IT IS UNDERSTOOD AND AGREED that this is an exclusive contract and the said Elvis Presley agrees not to sign any other contract pertaining to his professional work nor make any appearances at any time for any other person or manager or booking agent, for a period of one (1) year.

Now, we, Vernon Presley and Miss Vernon Presley, father and mother of Elvis Presley, join in this contract for and in his behalf, confirm and approve all of its terms and his execution of same and our signatures are affixed thereto.

The said W.S. Moore, III, agrees to give his best efforts to the promotion and success of the said Elvis Presley professionally.

SIGNED AND EXECUTED on this 12th day of July 1954.

W.S. Moore, III
Elvis Presley
Father of Elvis Presley
Mother of Elvis Presley

It was a move designed to discourage Sleepy-Eyed John Lepley and a number of other slick management types, something recommended by Sam Phillips as an interim measure until a more experienced agent could be found. Sam Phillips however, in the background as a friend, advising Elvis Presley on his future. Although Sam Phillips could have organized a management firm to promote Elvis Presley's career, he preferred to concentrate upon producing Elvis' records.

Scotty Moore received a ten percent booking fee. On all future concert dates, Elvis Presley would receive fifty percent of the guarantee, with Scotty Moore and Bill Black splitting the remaining money. In reality, the money was quite inadequate all around; the long drives and the low-paying concerts in barns, honky-tonk bars, and grange halls barely with expenses. To promote Presley's records, though, Sam Phillips urged that Elvis Presley play anywhere, anytime, for any sum of money. This let to a series of high school gym engagements, honky-tonk bars, VFW halls, and country-western clubs where audiences were critical and demanding. The uncomfortable drives to such shows, the unpredictable circumstances, and the haphazard working conditions did have a beneficial side to them, however, the rigors of the road helped developed Elvis Presley's musical discipline and style. He also learned to deal first-hand with small-time promoters who hoped to make a quick buck from the emerging Presley phenomena.

On this day, Scotty Moore took the contract to Vernon and Gladys Presley to sign as Elvis' guardians. The four (Scotty, Elvis, Vernon and Gladys) of them signed the contract and dated it. After the singing, Gladys told Scotty she expected him to look after her son. That same night, Scotty, Elvis, and Bill met at Carney Moore's Dry Cleaners to build up a playlist. Tammy Wynette remembers the rehearsals with fondness. Just getting to the dry cleaners from her house or from school was always an adventure in itself. "The day I remember the most was the one when they were coming down the stairs and Auzella looked up and said, 'My, my, my, Look at the stairs'", says Tammy. "Elvis was nothing then, but he looked at her with that little smile of his and he said, 'Auzella, one of these days I'll wrap you up in hundred dollar bills'".

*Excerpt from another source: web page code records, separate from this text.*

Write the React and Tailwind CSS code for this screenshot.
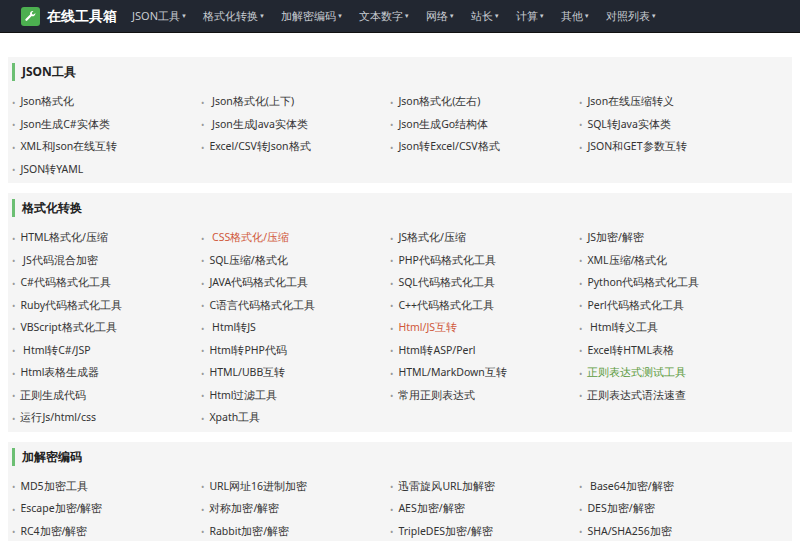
import React from 'react';

const nav = ['JSON工具', '格式化转换', '加解密编码', '文本数字', '网络', '站长', '计算', '其他', '对照列表'];

const sections = [
  {
    title: 'JSON工具',
    items: [
      'Json格式化', ' Json格式化(上下)', 'Json格式化(左右)', 'Json在线压缩转义',
      'Json生成C#实体类', ' Json生成Java实体类', 'Json生成Go结构体', 'SQL转Java实体类',
      'XML和Json在线互转', 'Excel/CSV转Json格式', 'Json转Excel/CSV格式', 'JSON和GET参数互转',
      'JSON转YAML',
    ],
  },
  {
    title: '格式化转换',
    items: [
      'HTML格式化/压缩', { t: ' CSS格式化/压缩', c: 'text-[#d0583a]' }, 'JS格式化/压缩', 'JS加密/解密',
      ' JS代码混合加密', 'SQL压缩/格式化', 'PHP代码格式化工具', 'XML压缩/格式化',
      'C#代码格式化工具', 'JAVA代码格式化工具', 'SQL代码格式化工具', 'Python代码格式化工具',
      'Ruby代码格式化工具', 'C语言代码格式化工具', 'C++代码格式化工具', 'Perl代码格式化工具',
      'VBScript格式化工具', ' Html转JS', { t: 'Html/JS互转', c: 'text-[#d0583a]' }, ' Html转义工具',
      ' Html转C#/JSP', 'Html转PHP代码', 'Html转ASP/Perl', 'Excel转HTML表格',
      'Html表格生成器', 'HTML/UBB互转', 'HTML/MarkDown互转', { t: '正则表达式测试工具', c: 'text-[#5a9a3c]' },
      '正则生成代码', 'Html过滤工具', '常用正则表达式', '正则表达式语法速查',
      '运行Js/html/css', 'Xpath工具',
    ],
  },
  {
    title: '加解密编码',
    items: [
      'MD5加密工具', 'URL网址16进制加密', '迅雷旋风URL加解密', ' Base64加密/解密',
      'Escape加密/解密', '对称加密/解密', 'AES加密/解密', 'DES加密/解密',
      'RC4加密/解密', 'Rabbit加密/解密', 'TripleDES加密/解密', 'SHA/SHA256加密',
    ],
  },
];

function Item({ item }) {
  const text = typeof item === 'string' ? item : item.t;
  const color = typeof item === 'string' ? 'text-[#333]' : item.c;
  return (
    <div className="flex h-[22.5px] items-center whitespace-pre">
      <span className="mr-[5px] text-[9px] text-[#999]">•</span>
      <span className={color}>{text}</span>
    </div>
  );
}

export default function App() {
  return (
    <div className="min-h-[541px] bg-white font-['Noto_Sans_CJK_SC',sans-serif] text-[10.5px]">
      <header className="flex h-[33px] items-center border-b border-[#111] bg-[#222731] pl-[21px]">
        <div className="flex h-[19px] w-[19px] items-center justify-center rounded-[3px] bg-[#4caf50]">
          <svg viewBox="0 0 24 24" className="h-[13px] w-[13px]" fill="white">
            <path d="M21 6.5a5 5 0 0 1-6.7 4.7L6 19.5a2 2 0 0 1-3-3l8.3-8.3A5 5 0 0 1 17.5 2l-3 3 .5 3 3 .5 3-3z" />
          </svg>
        </div>
        <span className="ml-[7px] mr-[15px] text-[13.5px] font-bold text-white">在线工具箱</span>
        <nav className="flex gap-[16px] text-[11px] text-[#c8ccd2]">
          {nav.map((n) => (
            <span key={n} className="flex items-center">
              {n}
              <span className="ml-[1px] text-[6px]">▼</span>
            </span>
          ))}
        </nav>
      </header>
      <main className="flex flex-col gap-[10px] px-[8px] pt-[24px]">
        {sections.map((s) => (
          <section key={s.title} className="bg-[#f5f5f5] px-[4px] pb-[2px] pt-[6px]">
            <div className="flex h-[18px] items-center border-l-[3px] border-[#6cbf73] pl-[7px] text-[12px] font-bold text-[#222]">
              {s.title}
            </div>
            <div className="mt-[10px] grid grid-cols-[repeat(4,189px)]">
              {s.items.map((it, i) => (
                <Item key={i} item={it} />
              ))}
            </div>
          </section>
        ))}
      </main>
    </div>
  );
}
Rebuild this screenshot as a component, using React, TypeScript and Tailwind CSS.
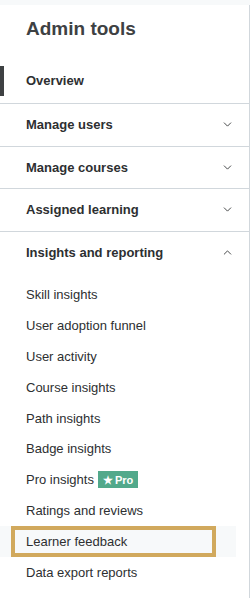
import { ChevronDown, ChevronUp } from "lucide-react"

const sections = ["Manage users", "Manage courses", "Assigned learning"]

const reports = [
  "Skill insights",
  "User adoption funnel",
  "User activity",
  "Course insights",
  "Path insights",
  "Badge insights",
  "Pro insights",
  "Ratings and reviews",
  "Learner feedback",
  "Data export reports",
]

export default function App() {
  return (
    <div
      className="w-[251px] h-[598px] bg-white overflow-hidden text-[#2d2f31]"
      style={{ fontFamily: '"Liberation Sans", Arial, sans-serif' }}
    >
      <div className="h-[5px] w-[250px] bg-[#f7f9fa]" />
      <nav className="w-[250px] h-[593px] border-r border-[#d1d7dc]">
        <h2 className="pl-[26px] pt-[12px] h-[61px] text-[19px] leading-[24px] font-bold text-[#3e4143]">
          Admin tools
        </h2>

        {/* Overview */}
        <div className="pb-[7px] border-b border-[#d1d7dc]">
          <div className="h-[30px] flex items-center border-l-4 border-[#3e4143] pl-[22px] text-[13px] font-bold">
            Overview
          </div>
        </div>

        {sections.map((s) => (
          <div
            key={s}
            className="h-[42.6px] flex items-center justify-between pl-[26px] pr-[15px] border-b border-[#d1d7dc] text-[13px] font-bold"
          >
            <span>{s}</span>
            <ChevronDown className="w-[13px] h-[13px]" strokeWidth={1.6} />
          </div>
        ))}

        <div className="h-[42px] flex items-center justify-between pl-[26px] pr-[15px] text-[13px] font-bold">
          <span>Insights and reporting</span>
          <ChevronUp className="w-[13px] h-[13px]" strokeWidth={1.6} />
        </div>

        <ul className="pt-[6px]">
          {reports.map((r) => {
            const active = r === "Learner feedback"
            return (
              <li
                key={r}
                className={
                  active
                    ? "h-[31px] w-[236px] bg-[#f7f9fa] flex items-center"
                    : "h-[30.8px] flex items-center pl-[26px] text-[13px]"
                }
              >
                {active ? (
                  <div className="ml-[11px] w-[205px] h-[31px] border-4 border-[#d1a95d] flex items-center pl-[11px] text-[13px]">
                    {r}
                  </div>
                ) : (
                  <>
                    <span>{r}</span>
                    {r === "Pro insights" && (
                      <span className="ml-[4px] h-[17px] px-[5px] bg-[#52a98b] text-white text-[11px] font-bold flex items-center gap-[2px]">
                        <span className="text-[11px]">★</span>Pro
                      </span>
                    )}
                  </>
                )}
              </li>
            )
          })}
        </ul>
      </nav>
    </div>
  )
}
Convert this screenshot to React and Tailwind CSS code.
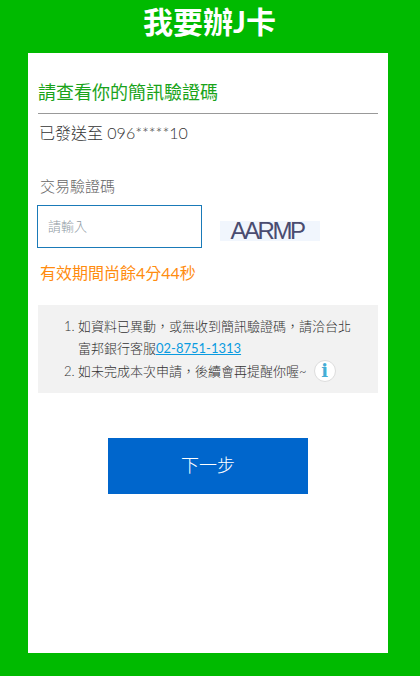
export default function App() {
  return (
    <div className="h-[676px] w-[420px] overflow-hidden bg-[#00ba00] font-['Lato','Noto_Sans_CJK_TC',sans-serif] font-light">
      <h1 className="h-[53px] pr-[1px] text-center text-[30px] font-bold leading-[42px] text-white">我要辦J卡</h1>
      <div className="ml-[28px] h-[600px] w-[360px] bg-white px-[10px]">
        <h2 className="h-[61px] border-b border-[#999999] pt-[26px] text-[18px] font-normal leading-[26px] text-[#1aa31a]">請查看你的簡訊驗證碼</h2>
        <p className="pl-[1px] pt-[7px] text-[16px] leading-[24px] text-[#333333]">已發送至 096*****10</p>
        <label className="block pl-[2px] pt-[30px] text-[15px] leading-[22px] text-[#666666]">交易驗證碼</label>
        <div className="mt-[8px] flex items-center">
          <div className="-ml-[1px] flex h-[43px] w-[165px] items-center border border-[#1a7ab8] pl-[10px] text-[13px] text-[#8f9aa3]">請輸入</div>
          <div className="ml-[18px] mt-[9px] flex h-[20px] w-[100px] items-center justify-center bg-[#f1f6fd] pr-[6px] font-['Liberation_Sans',sans-serif] text-[24px] font-normal tracking-[-2.5px] text-[#4a4c70]">AARMP</div>
        </div>
        <p className="pt-[13px] pl-[2px] text-[16px] font-normal leading-[24px] text-[#ff8c0f]">有效期間尚餘4分44秒</p>
        <div className="mt-[20px] h-[88px] bg-[#f2f2f2] pl-[25px] pr-[20px] pt-[10px] text-[13px] leading-[22px] text-[#333333]">
          <ol className="list-decimal pl-[15px]">
            <li>如資料已異動，或無收到簡訊驗證碼，請洽台北富邦銀行客服<a className="font-normal text-[#0a9be0] underline">02-8751-1313</a></li>
            <li className="mt-[1px]">
              <span className="inline-flex items-center">
                如未完成本次申請，後續會再提醒你喔~
                <span className="ml-[7px] flex h-[22px] w-[22px] items-center justify-center rounded-full border border-[#dddddd] bg-white font-['DejaVu_Serif',serif] text-[18px] font-bold leading-none text-[#45aed6]">i</span>
              </span>
            </li>
          </ol>
        </div>
        <div className="flex justify-center pt-[45px]">
          <button className="h-[56px] w-[200px] bg-[#0066cc] pb-[1px] text-[18px] text-white">下一步</button>
        </div>
      </div>
    </div>
  );
}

At this point, Elvis Presley, ragged and tired-looking during the first month of his professional career, continued to work a day job at Crown Electric. It was a dull, tedious job, and he was eager to quit. As Ronald Smith suggested, "Crown Electric had a rapid turnover in labor-type jobs". Despite the pressure of his schedule, Elvis Presley also did whatever he could to promote his first Sun single. By playing local clubs, he created a demand for his record. He also spent time between shows convincing the audience to purchase "That's All Right" - walking up to the bar, buying drinks for the locals, all the while pushing his first Sun single.


As a result of the demand for Presley's record, Sam Phillips drove over to Plastic Products Incorporated, the manufacturer of phonograph records and allied products, located at 1746 Chelsea Avenue in Memphis, to place an order for the Presley single. Sam Phillips ordered a thousand 45s and 78s of "That's All Right" b/w "Blue Moon Of Kentucky".

The demand was so great for Presley's record in Memphis, Sun Records recouped its costs immediately. Poplar Tunes on Poplar Avenue ran the first ad for Elvis Presley's single in Memphis, and the small record shop did a continuous business.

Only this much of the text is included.